When examining export-related workflows, exporters typically face risks such as market access barriers, payment uncertainties, logistical challenges, and compliance with international trade regulations, including sanctions.

Further, rapid technological advancements and the proliferation of multifunctional goods are increasing the complexity and risk in global trade, according to a recent report by the World Customs Organization. This concern is echoed by the U.S. Department of Commerce’s Bureau of Industry and Security, which has introduced new export control regulations, including enhanced due diligence requirements for exporters of advanced computing integrated circuits, AI-driven technologies, and high-bandwidth semiconductor manufacturing equipment.

Recent developments in US trade policy have further added to these risks. For instance, the current administration has signed trade deals with several Middle East Gulf States, lifting the AI Diffusion Rule that previously restricted the export of AI chips to countries like Saudi Arabia and the United Arab Emirates. Additionally, the lifting of sanctions against Syria may reflect a shift in strategic priorities, as noted by Fred Kempe, president of the Atlantic Council, who suggested that Muslim fundamentalism may no longer be a barrier to pursuing trade partnerships.

In light of these geopolitical shifts, exporters must continuously monitor and adapt to changes in sanctions, export regulations, and tariff structures.

The current administration’s commitment to enforcing trade regulations is evident in recent U.S. Department of Justice guidance on white-collar crime. Priorities now include trade and customs fraud, sanctions evasion, and shadow banking. Export activities are under increased scrutiny, with greater emphasis on documentation, customs declarations, and supplier due diligence. The guidance also targets companies that use complex ownership structures to evade tariffs and sanctions.

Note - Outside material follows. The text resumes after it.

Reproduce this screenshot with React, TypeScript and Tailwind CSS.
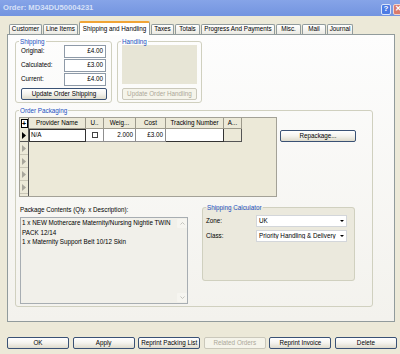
import type { ReactNode } from 'react';

function XpButton({ children, disabled, className = '' }: { children: ReactNode; disabled?: boolean; className?: string }) {
  return (
    <button
      type="button"
      className={`flex h-[12px] shrink-0 items-center justify-center whitespace-nowrap rounded-[2px] border leading-none ${
        disabled
          ? 'border-[#cac8bb] bg-[#f5f4ea] text-[#aca899]'
          : 'border-[#3a5275] bg-gradient-to-b from-white via-[#f4f3ee] to-[#dedbcc] text-black'
      } ${className}`}
    >
      {children}
    </button>
  );
}

function GroupBox({ title, className = '', titleClass = 'text-[#2150c0]', children }: { title: string; className?: string; titleClass?: string; children: ReactNode }) {
  return (
    <fieldset className={`shrink-0 rounded-[3px] border border-[#d0d0bf] ${className}`}>
      <legend className={`ml-[3px] px-[1px] leading-[7px] ${titleClass}`}>{title}</legend>
      {children}
    </fieldset>
  );
}

function Arrow({ color = '#000' }: { color?: string }) {
  return (
    <svg width="4" height="7" viewBox="0 0 4 7">
      <polygon points="0,0 4,3.5 0,7" fill={color} />
    </svg>
  );
}

function Combo({ value }: { value: string }) {
  return (
    <div className="flex h-[12px] w-[91px] items-center border border-[#d3d6da] bg-white">
      <span className="flex-1 overflow-hidden whitespace-nowrap pl-[2px] leading-none">{value}</span>
      <span className="flex w-[9px] items-center justify-center">
        <svg width="4" height="2" viewBox="0 0 4 2">
          <polygon points="0,0 4,0 2,2" fill="#000" />
        </svg>
      </span>
    </div>
  );
}

const tabs = [
  { label: 'Customer', w: 'w-[33px]' },
  { label: 'Line Items', w: 'w-[35px]' },
  { label: 'Shipping and Handling', w: 'w-[71px]', active: true },
  { label: 'Taxes', w: 'w-[23px]' },
  { label: 'Totals', w: 'w-[25px]' },
  { label: 'Progress And Payments', w: 'w-[74px]' },
  { label: 'Misc.', w: 'w-[25px]' },
  { label: 'Mail', w: 'w-[24px]' },
  { label: 'Journal', w: 'w-[26px]' },
];

const columns = [
  { label: 'Provider Name', w: 'w-[57px]' },
  { label: 'U..', w: 'w-[18px]' },
  { label: 'Weig...', w: 'w-[32px]' },
  { label: 'Cost', w: 'w-[30px]' },
  { label: 'Tracking Number', w: 'w-[58px]' },
  { label: 'A...', w: 'w-[18px]' },
];

export default function App() {
  return (
    <div className="relative h-[354px] w-[400px] overflow-hidden bg-[#ece9d8] font-['Liberation_Sans',Arial,sans-serif] text-[6.3px] text-black">
      {/* title bar */}
      <div className="flex h-[16px] items-center justify-between bg-gradient-to-b from-[#86a4e8] to-[#7394e0] pl-[3px]">
        <span className="text-[7.6px] font-bold leading-none text-[#d6e0f7]">Order: MD34DU50004231</span>
        <div className="-mr-[3px] flex items-center gap-[2px] pt-[2px]">
          <span className="flex h-[11px] w-[10px] items-center justify-center rounded-[2px] border border-[#dbe5fa] bg-[#4d7be4] text-[8px] font-bold leading-none text-white">?</span>
          <span className="flex h-[11px] w-[10px] items-center justify-center rounded-[2px] border border-[#f1d5d0] bg-[#d97a6c] text-[8px] font-bold leading-none text-white">✕</span>
        </div>
      </div>

      {/* tabs */}
      <div className="mt-[5px] flex h-[13px] items-end gap-[1px] pl-[9px]">
        {tabs.map((t) =>
          t.active ? (
            <div
              key={t.label}
              className={`relative z-10 -mb-[1px] flex h-[14px] ${t.w} items-center justify-center rounded-t-[2px] border border-b-0 border-[#919b9c] border-t-[2px] border-t-[#f0a436] bg-white leading-none`}
            >
              {t.label}
            </div>
          ) : (
            <div
              key={t.label}
              className={`flex h-[10px] ${t.w} items-center justify-center rounded-t-[2px] border border-b-0 border-[#919b9c] bg-gradient-to-b from-white to-[#ebeae3] leading-none`}
            >
              {t.label}
            </div>
          ),
        )}
      </div>

      {/* tab panel */}
      <div className="ml-[7px] h-[288px] w-[388px] border border-[#919b9c] bg-gradient-to-b from-[#fdfdfd] to-[#f3f2ed] pl-[7px] pt-[3px]">
        <div className="flex gap-[5px]">
          <GroupBox title="Shipping" className="w-[97px]">
            <div className="pb-[2px] pl-[5px] pr-[4px]">
              <div className="flex flex-col gap-[1px]">
                {[
                  ['Original:', '£4.00'],
                  ['Calculated:', '£3.00'],
                  ['Current:', '£4.00'],
                ].map(([label, value]) => (
                  <div key={label} className="flex h-[13px] items-center">
                    <span className="w-[43px] leading-none">{label}</span>
                    <span className="flex h-[13px] w-[42px] items-center justify-end border border-[#8e9aa8] bg-white pr-[2px] leading-none">{value}</span>
                  </div>
                ))}
              </div>
              <XpButton className="mt-[2px] w-[86px]">Update Order Shipping</XpButton>
            </div>
          </GroupBox>

          <GroupBox title="Handling" className="w-[85px]">
            <div className="px-[4px] pb-[2px]">
              <div className="h-[39px] w-[75px] bg-[#e7e5d6]" />
              <XpButton disabled className="mt-[4px] w-[75px]">Update Order Handling</XpButton>
            </div>
          </GroupBox>
        </div>

        <GroupBox title="Order Packaging" className="mt-[4px] w-[358px]">
          <div className="pb-[2px] pl-[3px] pt-[3px]">
            <div className="flex items-start">
              {/* grid */}
              <div className="flex h-[80px] w-[258px] flex-col overflow-hidden border border-[#a3a197] bg-[#ece9d8]">
                <div className="flex h-[11px] shrink-0">
                  <div className="flex w-[9px] items-center justify-center border-r border-[#555]">
                    <span className="flex h-[9px] w-[7px] items-center justify-center border border-black bg-white text-[7px] font-bold leading-none">+</span>
                  </div>
                  {columns.map((c) => (
                    <div key={c.label} className={`flex ${c.w} items-center justify-center overflow-hidden whitespace-nowrap border-b border-r border-[#9d9a8c] leading-none`}>
                      {c.label}
                    </div>
                  ))}
                </div>
                <div className="flex h-[13px] shrink-0">
                  <div className="flex w-[9px] items-center justify-center border-b border-r border-[#555]">
                    <Arrow />
                  </div>
                  <div className="flex w-[57px] items-center border border-[#333] bg-white pl-[1px] leading-none">N/A</div>
                  <div className="flex w-[18px] items-center justify-center border-b border-r border-[#8f8f8f] bg-white">
                    <span className="h-[6px] w-[6px] border border-[#444] bg-white" />
                  </div>
                  <div className="flex w-[32px] items-center justify-end border-b border-r border-[#8f8f8f] bg-white pr-[2px] leading-none">2.000</div>
                  <div className="flex w-[30px] items-center justify-end border-b border-r border-[#8f8f8f] bg-white pr-[2px] leading-none">£3.00</div>
                  <div className="w-[58px] border-b border-r border-[#333] bg-white" />
                  <div className="w-[18px] border-b border-r border-[#555]" />
                </div>
                <div className="flex flex-1">
                  <div className="flex w-[9px] flex-col border-r border-[#555]">
                    {[0, 1, 2, 3].map((i) => (
                      <div key={i} className="flex h-[13px] items-center justify-center border-b border-[#c9c6b6]">
                        <Arrow color="#a8a69c" />
                      </div>
                    ))}
                  </div>
                </div>
              </div>
              <XpButton className="ml-[3px] mt-[13px] w-[76px]">Repackage...</XpButton>
            </div>

            <div className="mt-[7px] flex items-start">
              <div className="pl-[1px]">
                <div className="mt-[2px] h-[8px] leading-[8px]">Package Contents (Qty. x Description):</div>
                <div className="mt-[3px] flex h-[87px] w-[168px] border border-[#a7adb2] bg-[#f1f0ea]">
                  <div className="flex-1 whitespace-nowrap pl-[1px] leading-[9.5px]">
                    <div>1 x NEW Mothercare Maternity/Nursing Nightie TWIN</div>
                    <div>PACK 12/14</div>
                    <div>1 x Maternity Support Belt 10/12 Skin</div>
                  </div>
                  <div className="flex w-[10px] flex-col justify-between py-[1px]">
                    <div className="flex h-[9px] items-center justify-center rounded-[1px] bg-[#f6f5f0]">
                      <svg width="5" height="3" viewBox="0 0 5 3">
                        <polyline points="0.5,2.5 2.5,0.5 4.5,2.5" fill="none" stroke="#c3c3bd" strokeWidth="1" />
                      </svg>
                    </div>
                    <div className="flex h-[9px] items-center justify-center rounded-[1px] bg-[#f6f5f0]">
                      <svg width="5" height="3" viewBox="0 0 5 3">
                        <polyline points="0.5,0.5 2.5,2.5 4.5,0.5" fill="none" stroke="#c3c3bd" strokeWidth="1" />
                      </svg>
                    </div>
                  </div>
                </div>
              </div>

              <GroupBox title="Shipping Calculator" className="ml-[14px] w-[153px] bg-[#ebe9dd]">
                <div className="pb-[38px] pl-[3px] pt-[4px]">
                  <div className="flex h-[12px] items-center">
                    <span className="w-[50px] leading-none">Zone:</span>
                    <Combo value="UK" />
                  </div>
                  <div className="mt-[3px] flex h-[12px] items-center">
                    <span className="w-[50px] leading-none">Class:</span>
                    <Combo value="Priority Handling & Delivery (£" />
                  </div>
                </div>
              </GroupBox>
            </div>
          </div>
        </GroupBox>
      </div>

      {/* bottom buttons */}
      <div className="mt-[15px] flex gap-[3.6px] pl-[7px]">
        <XpButton className="w-[62px]">OK</XpButton>
        <XpButton className="w-[62px]">Apply</XpButton>
        <XpButton className="w-[62px]">Reprint Packing List</XpButton>
        <XpButton disabled className="w-[62px]">Related Orders</XpButton>
        <XpButton className="w-[62px]">Reprint Invoice</XpButton>
        <XpButton className="w-[62px]">Delete</XpButton>
      </div>
    </div>
  );
}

Keeping an eye on sanctions evasion

Such evasion has significantly undermined the effectiveness of sanctions, particularly those targeting Russia. This issue is more pronounced in Europe, which maintains a higher trade volume with Russia. Goods exported from Europe are often rerouted through third countries with the intent of reaching Russia regardless of the existing sanctions.

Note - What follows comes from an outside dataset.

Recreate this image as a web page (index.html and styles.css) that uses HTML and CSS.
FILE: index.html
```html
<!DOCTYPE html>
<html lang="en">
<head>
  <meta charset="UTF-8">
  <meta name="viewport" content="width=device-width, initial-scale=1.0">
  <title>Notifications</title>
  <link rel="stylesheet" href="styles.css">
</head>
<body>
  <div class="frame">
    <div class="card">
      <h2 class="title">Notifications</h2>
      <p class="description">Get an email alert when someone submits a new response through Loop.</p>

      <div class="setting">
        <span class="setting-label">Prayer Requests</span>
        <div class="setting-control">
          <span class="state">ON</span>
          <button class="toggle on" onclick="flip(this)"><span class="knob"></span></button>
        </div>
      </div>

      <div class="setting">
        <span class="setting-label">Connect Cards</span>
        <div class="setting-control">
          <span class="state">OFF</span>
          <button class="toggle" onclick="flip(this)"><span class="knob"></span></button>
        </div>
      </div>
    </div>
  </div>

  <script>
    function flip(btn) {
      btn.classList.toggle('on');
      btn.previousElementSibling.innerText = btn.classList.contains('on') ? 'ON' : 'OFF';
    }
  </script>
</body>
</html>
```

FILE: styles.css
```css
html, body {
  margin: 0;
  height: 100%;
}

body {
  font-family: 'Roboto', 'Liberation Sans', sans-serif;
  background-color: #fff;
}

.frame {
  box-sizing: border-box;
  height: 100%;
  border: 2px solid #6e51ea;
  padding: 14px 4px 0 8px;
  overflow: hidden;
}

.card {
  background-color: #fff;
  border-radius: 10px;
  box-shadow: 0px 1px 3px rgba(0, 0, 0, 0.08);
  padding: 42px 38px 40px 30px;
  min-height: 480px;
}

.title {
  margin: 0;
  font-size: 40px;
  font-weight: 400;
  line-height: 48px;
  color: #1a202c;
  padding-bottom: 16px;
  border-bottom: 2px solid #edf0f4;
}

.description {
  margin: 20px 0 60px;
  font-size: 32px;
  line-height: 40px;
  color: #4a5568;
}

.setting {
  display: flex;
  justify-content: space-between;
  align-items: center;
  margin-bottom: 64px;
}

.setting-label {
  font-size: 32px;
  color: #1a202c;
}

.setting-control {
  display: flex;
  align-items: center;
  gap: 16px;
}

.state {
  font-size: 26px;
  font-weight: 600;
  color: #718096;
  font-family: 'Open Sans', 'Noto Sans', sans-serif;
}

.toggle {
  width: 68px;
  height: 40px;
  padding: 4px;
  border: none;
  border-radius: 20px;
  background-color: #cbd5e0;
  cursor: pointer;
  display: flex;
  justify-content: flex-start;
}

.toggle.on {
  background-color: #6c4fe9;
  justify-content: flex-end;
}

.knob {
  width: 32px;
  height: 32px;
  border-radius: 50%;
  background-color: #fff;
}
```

A recent Brookings Institution study analyzed EU shipments to Central Asia and the Caucasus. The surge in exports since 2022 far exceeds local demand, suggesting these countries are being used as trans-shipment hubs. For example, Germany’s direct trade with Russia fell by 91%, while exports to Georgia and Kazakhstan rose by 92% and 136%, respectively. Indeed, exports to Kyrgyzstan jumped from under $10 million in March 2022 to $70 million just months later.

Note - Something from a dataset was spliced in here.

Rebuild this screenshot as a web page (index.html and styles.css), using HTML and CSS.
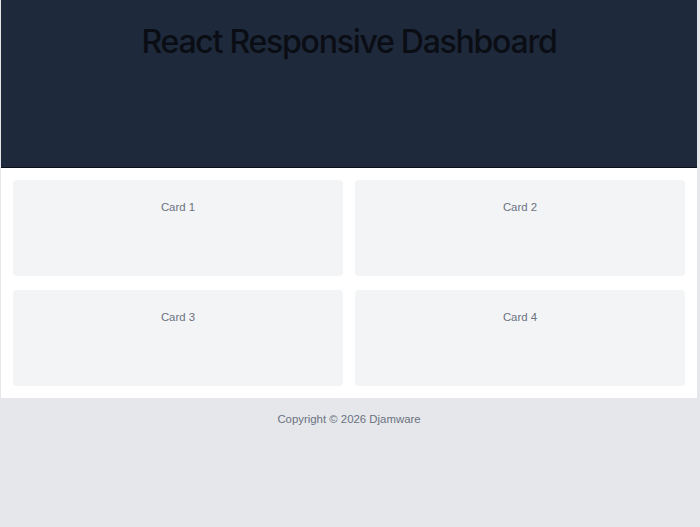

In response, the EU’s 11th sanctions package now restricts sensitive exports to high-risk third countries.

The Organized Crime and Corruption Reporting Project documented how Russia acquires critical US-made microchips: Russian importers collaborate with intermediaries in regions like Hong Kong and China; and these intermediaries purchase chips from Western distributors. These components are then passed through multiple other intermediaries before reaching Russia. Such trans-shipment risks are widespread due to the ease in routing goods through multiple jurisdictions and buyers.

How exporters should respond

The growing complexity of global trade, which is driven by geopolitical shifts, dual-use technologies, and trans-shipment risks, requires a more data- and technology-enabled approach to export compliance. Similar to the increase in risks in import workflows, exporters need to invest in a variety of tools and strategies to mitigate certain risks and comply with export regulations.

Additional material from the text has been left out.